I’ve added a little note in the wiki to avoid any confusions.

@init_27 I have followed your steps and got till here(please refer to the attached image). Am I good to go? What else do I have to do?

Also when i run the command below should i get 0 or >0

python -c 'import torch; print(torch.cuda.device_count()); ’

Looking forward to your response, thanks!

It’s not ok to go with torch gpu count = 0 and cuda available = False. I had the same issue. It seems, you have to install nvidia-driver 396.

This helped me:
sudo add-apt-repository ppa:graphics-drivers/ppa - here you add repository for nvidia drivers
sudo apt install nvidia-396 - here you install needed packages

and reboot

1 Like

Now?

Also these two commands returned true

torch.cuda.is_available()
torch.backends.cudnn.enabled

Now warning message tells that GPU is too old and Pytorch does not support it. I don’t know if your card will work with torch v1. You should probably try some tutorial from pytorch site to make sure if it works or not.
https://pytorch.org/tutorials/beginner/blitz/tensor_tutorial.html#cuda-tensors

@hasib_zunair GT 750M Might not take you very far, even if you can compile from source.

The better alternative is to use a cloud service. Please check the salamander thread by @ashtonsix

I had tried using my old GT 740M but I’d recommend simply using a cloud service instead of going through the pain of setting it up.

:frowning:

okay, will look into it, thank you for the heads up.

can i install conda with 3.6 and not 3.7? will the other packages work properly?

I’ve successfully installed CUDA 410 on ubuntu 16.04 :
NVIDIA-SMI 410.48 Driver Version: 410.48

It seems to work properly:

import torch; print(torch.cuda.device_count());

1

import fastai; print(fastai.version)

1.0.6.dev0

2 Likes
python -c 'import torch; print(torch.cuda.device_count()); '

For the above command I am getting count = 0 should I proceed with the installation ? Conda has successfully installed cuda92 and I have my drivers up and running which are nvidia-384.130.
Is it ok to use nvidia-384.120 drivers ? I have nvidia 1050.

Hello Hasib,

If I run Python 3.7 I run into the following error. You should use 3.6 instead.
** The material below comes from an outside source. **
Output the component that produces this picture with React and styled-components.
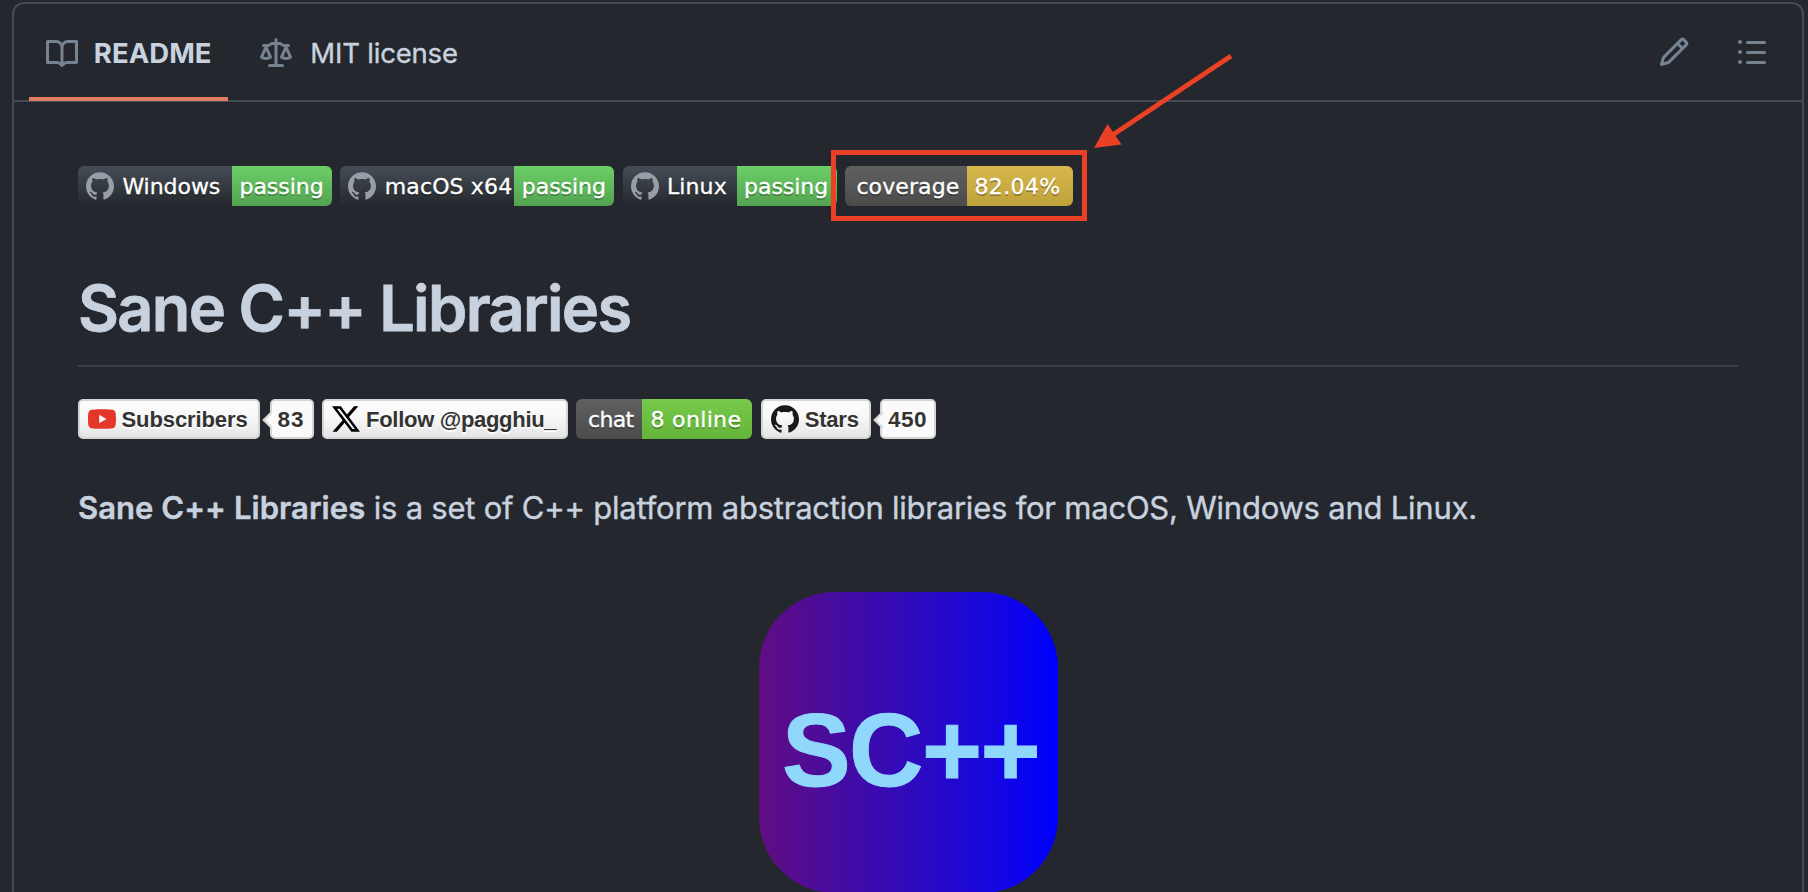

if cuda: a = to_gpu(a, async=True)
^
SyntaxError: invalid syntax

For more information see this thread.

Hi,

In general I personally prefer to use NEWEST_VERSION -1 of system libraries or drivers as it quite often happen that full support of newest version for different libraries is not available or is in BETA unless specifically you know you need new future included in newest version. I have just created environment
on Ubuntu 16.04 LTS
Cuda=9.0
Anaconda 3.6
Nvidia-driver 384
Torch = 0.4.1

And tried to run dog_VS_cats from fast.ai 1.0.6 and seems to be working without any problems :slight_smile:

Cheers

Michal

3 Likes

I was able to install pytorch-nightly pytorch with Nvidia 384.130 drivers. I had cuda 9.0 preinstalled In my system so I just ran this command conda -c install pytorch pytorch-nightly and resolved the error regarding torch.cuda.device_count() . I found out that specific Nvidia drivers support a specific cuda version, I found this table to be helpful which I found on stack overflow.

CUDA 10.0: 410.48
CUDA  9.2: 396.xx
CUDA  9.1: 390.xx (update)
CUDA  9.0: 384.xx
CUDA  8.0  375.xx (GA2)
CUDA  8.0: 367.4x
CUDA  7.5: 352.xx
CUDA  7.0: 346.xx
CUDA  6.5: 340.xx
CUDA  6.0: 331.xx
CUDA  5.5: 319.xx
CUDA  5.0: 304.xx
CUDA  4.2: 295.41
CUDA  4.1: 285.05.33
CUDA  4.0: 270.41.19
CUDA  3.2: 260.19.26
CUDA  3.1: 256.40
CUDA  3.0: 195.36.15
5 Likes

I ran the commands in this thread with python 3.7, had no issue. But, I had a this async problem while using tensorflow. Found that it is not directly compatible. Made a different virtual environment for it.